The work history checked out, too. Shamar had held roles for two to three years at a time, with a clear and logical progression from junior to senior-level positions. His resume was well-structured: clean formatting, concise bullet points, and clear impact statements that made it easy to evaluate quickly.

In short, nothing felt off. It was the kind of resume we see – and trust – from experienced engineers in today’s remote talent market.

And that’s exactly what made it so convincing.

Even his LinkedIn profile looked legitimate, which is why he didn’t raise any flags during our initial screening. He wasn’t among the 101 candidates we originally flagged as potentially fraudulent.

His profile included a verification badge, the kind LinkedIn displays when a user has verified specific information, like their identity or employer. At a glance, it added another layer of credibility.

But the most concerning finding in our post-mortem was this: Shamar’s LinkedIn profile had successfully passed identity verification through CLEAR, using a Jamaican government-issued ID.

The path forward

The deepfake problem isn’t limited to impersonating executives or social engineering enterprise contact centers – it’s entered the hiring process, and it’s getting harder to spot.

Across our own open roles, 1 in 6 applicants now show signs of fraud.
Of all candidates we’ve reviewed, 1 in 343 is now linked to DPRK-affiliated activity.
And among those DPRK-linked applicants, 1 in 4 has used deepfake technology during a live interview.

That’s why we’ve built real-time deepfake detection for Zoom, Teams, Webex, and Google Meet, to give talent acquisition teams the same level of protection our enterprise customers expect in their high-risk environments. Learn more about our deepfake detection tool for meetings.

Hiring pipelines weren’t built to defend against nation-state tactics – but that’s exactly who’s coming through them now. North Korean IT workers. Deepfake interview farms. Synthetic identities backed by stolen credentials. These aren’t hypothetical threats; they’re already inside the system, applying for jobs today.

The question isn’t if your organization will encounter a deepfake. It’s whether you’ll spot one before they’re on your payroll.

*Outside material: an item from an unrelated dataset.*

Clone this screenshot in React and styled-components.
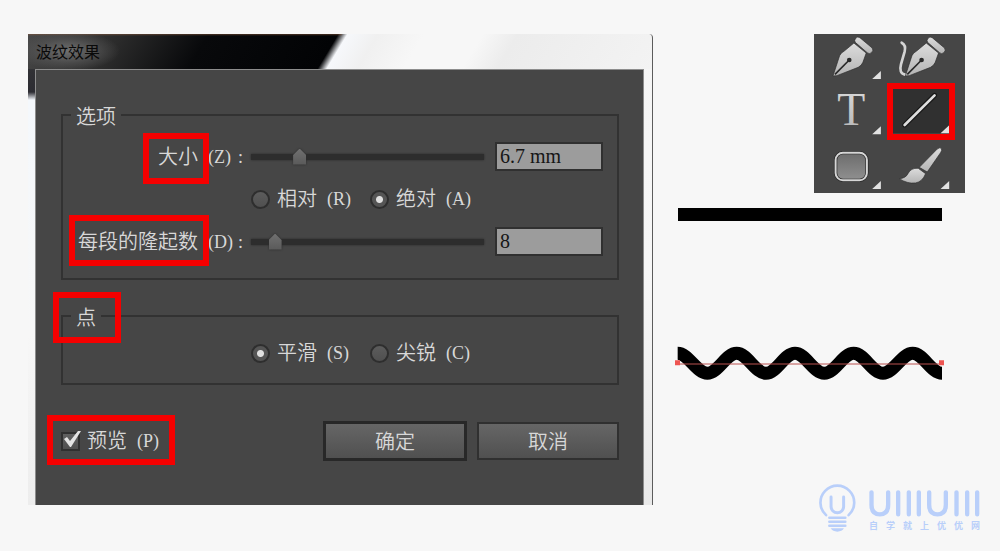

What this means for every hiring team

1.

Fraudulent resumes now look legitimate

You need more than resume screening. Fraudsters are fabricating realistic job histories, creating convincing GitHub profiles, and even using stolen government-issued IDs to pass verification.

2.

This is now a security problem

Security and talent teams need to partner to build Know Your Candidate protocols. Together, they should assess risks at every stage of the hiring funnel, before the wrong candidate gets hired.

3.

Deepfakes are now here

They’re in your ATS, on your interview calendar, and they’ve already met with someone on your hiring team.